I love my little Apple Wireless Chiclet Keyboard. But it — particularly this UK model I’ve got (compare the layouts here), which was the only one Apple Switzerland would sell me that had the Y and Z keys and most of the punctuation in the right places — has got to be the worst Emacs keyboard I’ve ever used.

Of course trying to work with it in my lap while slouched in an IKEA POÄNG might not be the best idea either.


Update: On closer inspection, that’s not my keyboard either — it shares some of the annoyances, but not all. I’ll have to take a picture.

Adult leadership

Just for grins, I recently Googled my (now-defunct) former employer and ran across this interesting series of comments on a Seattle Post-Intelligencer venture capital blog.

All I’ll say is, it’s nice to be working for a profitable company with a CEO that’s interested in the product.

(Okay that, and that, pace the last anonymous commenter, I can imagine at least three or four of my former co-workers making those earlier posts.)

13949712720901ForOSX (updated)

(Crossposted to Chrononautic Log.)

I’m hoping I’ll have time to post the handful of pictures I took in Antwerp before I head back to Pacific Standard Time on Sunday, and maybe give a more full report on the trip. But one thing my voyage to the City of Eternal Night did was remind me was that once upon a time (in the age of innocence, you know, before Condé Nast bought Wired magazine) I thought technology was fun. It also made me think maybe I wasn’t, back then, just being young and Slashdot.

I came back to programming after grad school with the idea that it was an interlude, that I’d work for a year or two, pay off some bills, and then do something classy, like move to Berkeley or Ann Arbor and get myself a history PhD. Seven years, one popped tech bubble, one layoff, three jobs and a lot of credit cards later, I realize I’ve still been thinking of my day job that way, as something temporary, despite all evidence to the contrary.

The way I see it, I’ve got two realistic choices.
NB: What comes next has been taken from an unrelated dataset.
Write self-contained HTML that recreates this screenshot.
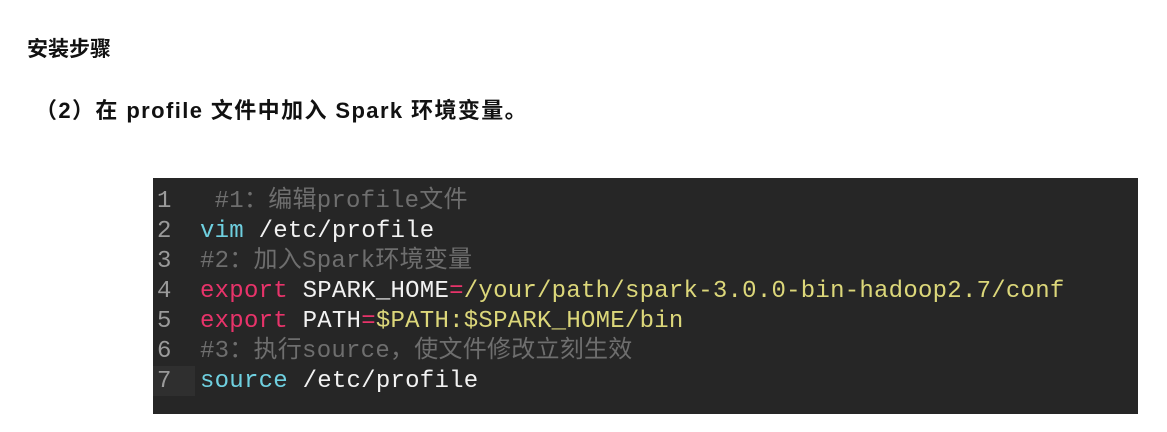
<!DOCTYPE html>
<html><head><meta charset="utf-8"><style>
body{margin:0;width:1167px;height:432px;background:#fff;overflow:hidden;position:relative;font-family:"Liberation Sans","Noto Sans CJK SC",sans-serif;}
.h1{position:absolute;left:27px;top:33px;font-size:21px;font-weight:bold;color:#111;}
.h2{position:absolute;left:35px;top:93px;font-size:22px;letter-spacing:1.4px;font-weight:bold;color:#111;}
.code{position:absolute;left:153px;top:178px;width:985px;height:236px;background:#262626;}
.ln{position:absolute;left:4px;font-family:"Liberation Mono",monospace;font-size:24px;color:#9a9a9a;line-height:30px;}
.l{position:absolute;left:47px;font-family:"Liberation Mono","Noto Sans CJK SC",monospace;font-size:24px;letter-spacing:0.25px;color:#f2f2f2;white-space:pre;line-height:30px;}
.c{color:#6e6e6e}.k{color:#6fd0e0}.r{color:#e8336a}.y{color:#dcd77a}
.cur{position:absolute;left:0;top:188px;width:42px;height:30px;background:#2f2f2f;}
</style></head><body>
<div class="h1">安装步骤</div>
<div class="h2">（2）在 profile 文件中加入 Spark 环境变量。</div>
<div class="code">
<div class="cur"></div>
<div class="ln" style="top:9px">1</div>
<div class="ln" style="top:39px">2</div>
<div class="ln" style="top:69px">3</div>
<div class="ln" style="top:99px">4</div>
<div class="ln" style="top:129px">5</div>
<div class="ln" style="top:159px">6</div>
<div class="ln" style="top:189px">7</div>
<div class="l c" style="top:9px"> #1：编辑profile文件</div>
<div class="l" style="top:39px"><span class="k">vim</span> /etc/profile</div>
<div class="l c" style="top:69px">#2：加入Spark环境变量</div>
<div class="l" style="top:99px"><span class="r">export</span> SPARK_HOME<span class="r">=</span><span class="y">/your/path/spark-3.0.0-bin-hadoop2.7/conf</span></div>
<div class="l" style="top:129px"><span class="r">export</span> PATH<span class="r">=</span><span class="y">$PATH:$SPARK_HOME/bin</span></div>
<div class="l c" style="top:159px">#3：执行source，使文件修改立刻生效</div>
<div class="l" style="top:189px"><span class="k">source</span> /etc/profile</div>
</div>
</body></html>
  1. There are six million professional Java programmers working today. All six million of those programmers are busily pumping new code into everything from the back ends of hedge funds to the front end of the Large Hadron Collider, and if the past is any guide, a lot of that code will be around, and needing maintenance, for a long, long time. I’d say right now, conservatively, I’m probably in the top half million. I can probably keep shuffling from day job to day job, without giving any serious thought to career security, for another fifteen or twenty years — at which point I’ll suddenly become totally unemployable, but we can burn that bridge when we get to it (and anyway, with luck I’ll be in management by then).
  2. From the edge of the crowd, it’s easy to lose sight of the fact that somewhere in the middle things are actually happening, that interesting people are doing interesting work, that writing software can be interesting in itself and not just necessary drudgery on the way to having software that (one always hopes, though in practice it’s often far, far from the case) does something interesting. The question is how to get to that place and become one of those people — at least, to find out where I really fall among that six million. (Apart from the obvious way, that is, which would be to start life over fifteen years ago and get a PhD in computer science from Carnegie Mellon.)
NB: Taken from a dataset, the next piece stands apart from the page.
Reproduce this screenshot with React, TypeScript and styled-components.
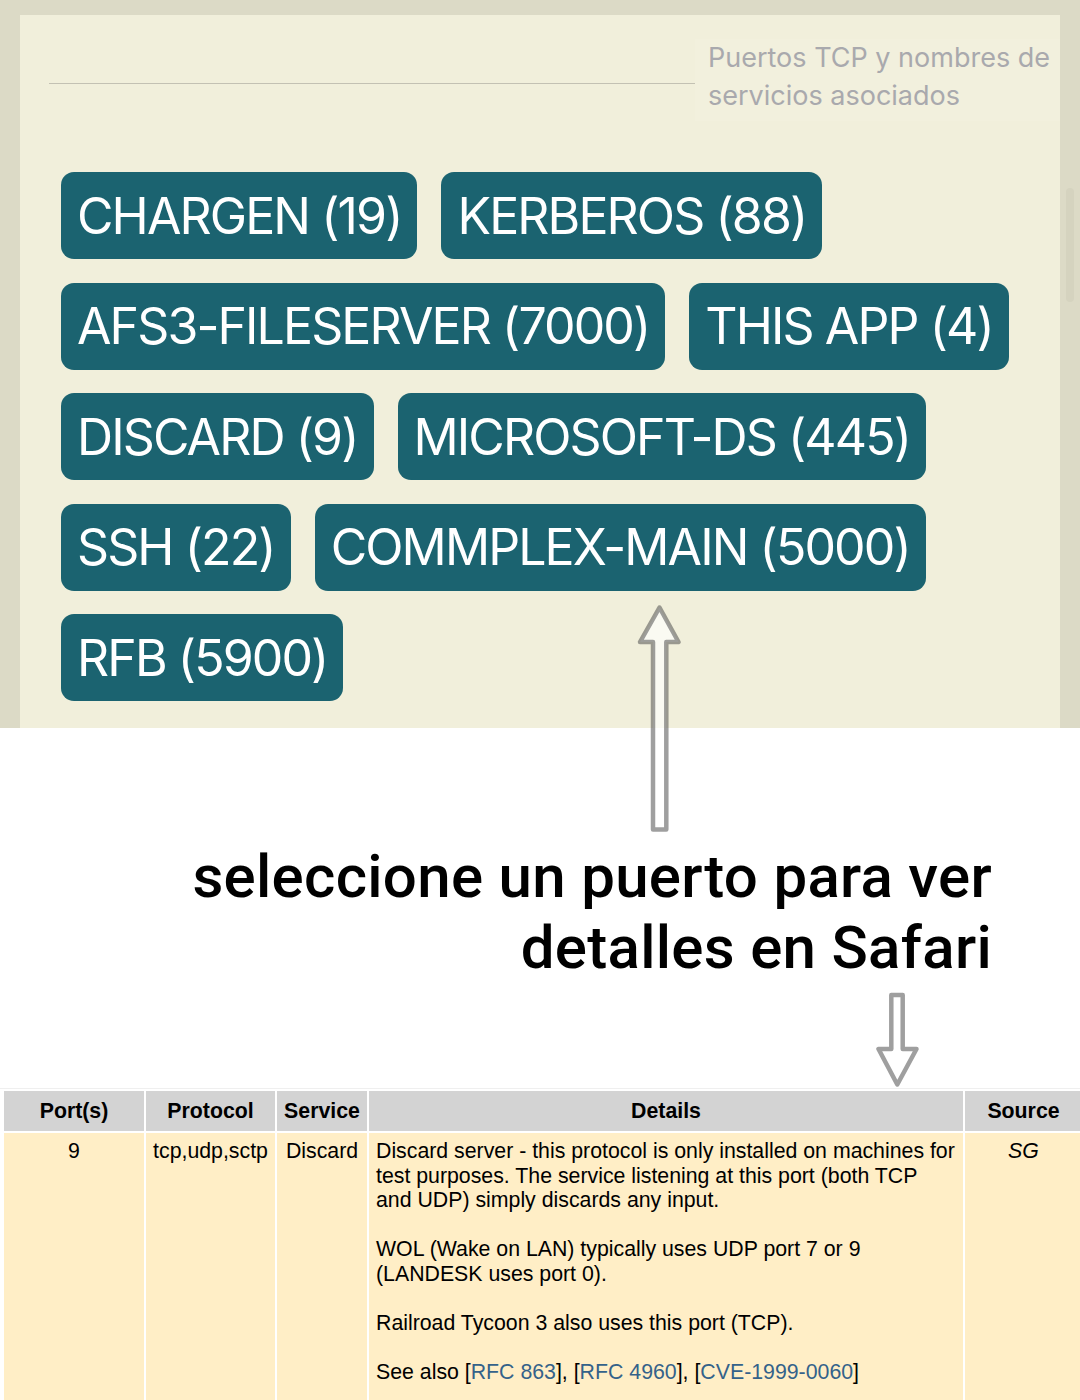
import React from "react";
import styled, { createGlobalStyle } from "styled-components";

const GlobalStyle = createGlobalStyle`
  html, body {
    margin: 0;
    padding: 0;
    background: #ffffff;
  }
  body {
    width: 1080px;
    overflow-x: hidden;
    font-family: Inter, "Noto Sans", sans-serif;
  }
`;

const Page = styled.div`
  position: relative;
  width: 1080px;
  height: 1400px;
  overflow: hidden;
  background: #ffffff;
`;

const Shot = styled.section`
  display: flex;
  height: 728px;
  box-sizing: border-box;
  padding: 15px 0 0 20px;
  background: #dcdac6;
`;

const Panel = styled.div`
  flex: 1;
  display: flex;
  flex-direction: column;
  background: #f1efdb;
`;

const ScrollTrack = styled.div`
  flex: none;
  width: 20px;
  display: flex;
  justify-content: center;
`;

const ScrollThumb = styled.div`
  margin-top: 173px;
  width: 8px;
  height: 114px;
  border-radius: 4px;
  background: #d5d3bf;
`;

const HeaderRow = styled.div`
  display: flex;
  align-items: flex-start;
  margin-top: 24px;
  padding-left: 29px;
`;

const Rule = styled.div`
  flex: 1;
  height: 1px;
  margin-top: 44px;
  background: #c3c1b3;
`;

const Subtitle = styled.div`
  flex: none;
  width: 352px;
  height: 82px;
  padding-left: 13px;
  background: #f2f0dd;
  color: #a9a9ad;
  font-family: Inter, "Noto Sans", sans-serif;
  font-size: 27px;
  line-height: 38px;
`;

const PortList = styled.div`
  display: flex;
  flex-wrap: wrap;
  gap: 23.5px 24px;
  margin-top: 51px;
  padding-left: 41px;
`;

const PortButton = styled.button`
  display: flex;
  align-items: center;
  height: 87px;
  padding: 0 16px;
  border: none;
  border-radius: 13px;
  background: #1b6370;
  color: #ffffff;
  font-family: Inter, "Noto Sans", sans-serif;
  font-size: 50px;
  font-weight: 400;
  letter-spacing: -1.9px;
  white-space: nowrap;
  cursor: pointer;
`;

const Caption = styled.p`
  margin: 113px 88px 0 0;
  text-align: right;
  font-family: Roboto, "Noto Sans", sans-serif;
  font-weight: 500;
  font-size: 60px;
  line-height: 71px;
  letter-spacing: 0.3px;
  color: #000000;
`;

const TableWrap = styled.div`
  margin-top: 105px;
  padding-left: 2px;
  border-top: 1px solid #efefef;
`;

const PortTable = styled.table`
  width: 1082px;
  table-layout: fixed;
  border-collapse: separate;
  border-spacing: 2px;
  font-family: "Liberation Sans", Arial, sans-serif;
  font-size: 21.3px;
  line-height: 24.5px;
  color: #000000;
`;

const HeadCell = styled.th`
  padding: 7.75px 7px;
  background: #d3d3d3;
  font-weight: 700;
  text-align: center;
`;

const Cell = styled.td<{ $align?: "left" | "center"; $italic?: boolean }>`
  height: 300px;
  padding: 6px 7px;
  vertical-align: top;
  background: #ffeec6;
  text-align: ${(p) => p.$align ?? "center"};
  font-style: ${(p) => (p.$italic ? "italic" : "normal")};
`;

const Para = styled.p`
  margin: 0 0 24.5px;
`;

const RefLink = styled.a`
  color: #34628a;
  text-decoration: none;
`;

const ArrowSvg = styled.svg<{ $left: number; $top: number }>`
  position: absolute;
  left: ${(p) => p.$left}px;
  top: ${(p) => p.$top}px;
  overflow: visible;
  pointer-events: none;
`;

const ports = [
  "CHARGEN (19)",
  "KERBEROS (88)",
  "AFS3-FILESERVER (7000)",
  "THIS APP (4)",
  "DISCARD (9)",
  "MICROSOFT-DS (445)",
  "SSH (22)",
  "COMMPLEX-MAIN (5000)",
  "RFB (5900)",
];

export default function App() {
  return (
    <Page>
      <GlobalStyle />
      <Shot>
        <Panel>
          <HeaderRow>
            <Rule />
            <Subtitle>
              Puertos TCP y nombres de
              <br />
              servicios asociados
            </Subtitle>
          </HeaderRow>
          <PortList>
            {ports.map((p) => (
              <PortButton key={p}>{p}</PortButton>
            ))}
          </PortList>
        </Panel>
        <ScrollTrack>
          <ScrollThumb />
        </ScrollTrack>
      </Shot>

      <Caption>
        seleccione un puerto para ver
        <br />
        detalles en Safari
      </Caption>

      <TableWrap>
        <PortTable>
          <colgroup>
            <col style={{ width: 140 }} />
            <col style={{ width: 129 }} />
            <col style={{ width: 90 }} />
            <col style={{ width: 594 }} />
            <col style={{ width: 117 }} />
          </colgroup>
          <thead>
            <tr>
              <HeadCell>Port(s)</HeadCell>
              <HeadCell>Protocol</HeadCell>
              <HeadCell>Service</HeadCell>
              <HeadCell>Details</HeadCell>
              <HeadCell>Source</HeadCell>
            </tr>
          </thead>
          <tbody>
            <tr>
              <Cell>9</Cell>
              <Cell>tcp,udp,sctp</Cell>
              <Cell>Discard</Cell>
              <Cell $align="left">
                <Para>
                  Discard server - this protocol is only installed on machines for
                  test purposes. The service listening at this port (both TCP
                  and UDP) simply discards any input.
                </Para>
                <Para>
                  WOL (Wake on LAN) typically uses UDP port 7 or 9
                  <br />
                  (LANDESK uses port 0).
                </Para>
                <Para>Railroad Tycoon 3 also uses this port (TCP).</Para>
                <Para>
                  See also [<RefLink href="#">RFC 863</RefLink>], [
                  <RefLink href="#">RFC 4960</RefLink>], [
                  <RefLink href="#">CVE-1999-0060</RefLink>]
                </Para>
              </Cell>
              <Cell $italic>SG</Cell>
            </tr>
          </tbody>
        </PortTable>
      </TableWrap>

      <ArrowSvg $left={636} $top={602} width="48" height="232" viewBox="0 0 48 232">
        <path
          d="M23.5 5.5 L42.5 40 L30.3 40 L30.3 227.5 L17 227.5 L17 40 L4 40 Z"
          fill="rgba(255,255,255,0.65)"
          stroke="rgba(80,80,80,0.55)"
          strokeWidth="4.5"
          strokeLinejoin="round"
        />
      </ArrowSvg>

      <ArrowSvg $left={872} $top={989} width="50" height="102" viewBox="0 0 50 102">
        <path
          d="M19.3 6 L30.7 6 L30.7 60 L44.5 60 L25.3 95.5 L6.5 60 L19.3 60 Z"
          fill="#ffffff"
          stroke="rgba(80,80,80,0.55)"
          strokeWidth="4.5"
          strokeLinejoin="round"
        />
      </ArrowSvg>
    </Page>
  );
}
At minimum, option 2 probably involves — at some point — moving back to Silicon Valley. (Compare: film::LA, publishing::NYC, politics::DC, oil::Houston. Yes, you can do good work elsewhere, but you’re just not going to find the same support network or the same concentration of the top people in the field.) That would feel a little weird, but it wouldn’t necessarily be a disaster. Anywhere with a wide selection of good Mexican, Chinese, Japanese, Vietnamese, Ethiopian, Afghani and Indian food can’t be all bad.
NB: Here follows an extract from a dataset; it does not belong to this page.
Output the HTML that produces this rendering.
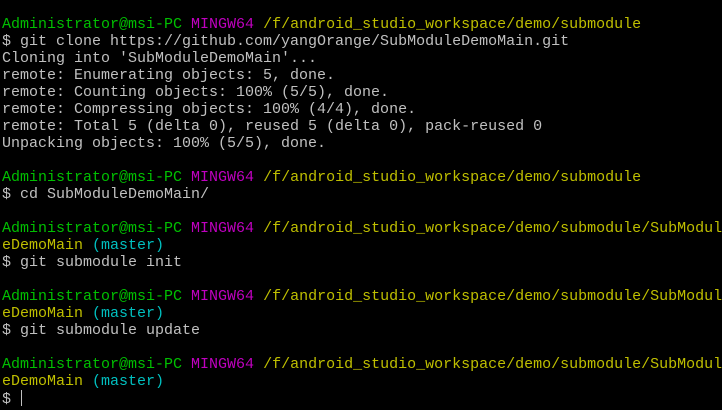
<!DOCTYPE html>
<html><head><style>
html,body{margin:0;padding:0;background:#000;width:722px;height:410px;overflow:hidden}
pre{margin:0;padding:16px 0 0 2px;font-family:"Liberation Mono",monospace;font-size:15px;line-height:17px;color:#c0c0c0;white-space:pre}
.g{color:#00bf00}.m{color:#bf00bf}.y{color:#bfbf00}.c{color:#00bfbf}
.cur{display:inline-block;width:1px;height:16px;background:#c0c0c0;vertical-align:-3px;margin-left:1px}
</style></head><body><pre><span class="g">Administrator@msi-PC</span> <span class="m">MINGW64</span> <span class="y">/f/android_studio_workspace/demo/submodule</span>
$ git clone https://github.com/yangOrange/SubModuleDemoMain.git
Cloning into 'SubModuleDemoMain'...
remote: Enumerating objects: 5, done.
remote: Counting objects: 100% (5/5), done.
remote: Compressing objects: 100% (4/4), done.
remote: Total 5 (delta 0), reused 5 (delta 0), pack-reused 0
Unpacking objects: 100% (5/5), done.

<span class="g">Administrator@msi-PC</span> <span class="m">MINGW64</span> <span class="y">/f/android_studio_workspace/demo/submodule</span>
$ cd SubModuleDemoMain/

<span class="g">Administrator@msi-PC</span> <span class="m">MINGW64</span> <span class="y">/f/android_studio_workspace/demo/submodule/SubModul</span>
<span class="y">eDemoMain</span> <span class="c">(master)</span>
$ git submodule init

<span class="g">Administrator@msi-PC</span> <span class="m">MINGW64</span> <span class="y">/f/android_studio_workspace/demo/submodule/SubModul</span>
<span class="y">eDemoMain</span> <span class="c">(master)</span>
$ git submodule update

<span class="g">Administrator@msi-PC</span> <span class="m">MINGW64</span> <span class="y">/f/android_studio_workspace/demo/submodule/SubModul</span>
<span class="y">eDemoMain</span> <span class="c">(master)</span>
$ <span class="cur"></span></pre></body></html>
But that decision’s at least a year or two off. In the mean time, I can at least start paying some attention to tech issues again. At some point maybe I’ll start a second blog [Update: Ye’re lookin’ at it], so as not to bore all of you folks with natter about closures and superpackages and run-time type inference. Till then, well, you’ll just have to put up with the occasional incomprehensible post title — complete with incomprehensible context:

Dear Apple,

How am I supposed to make any progress in my career when you still haven’t ported Java 6 to the Mac?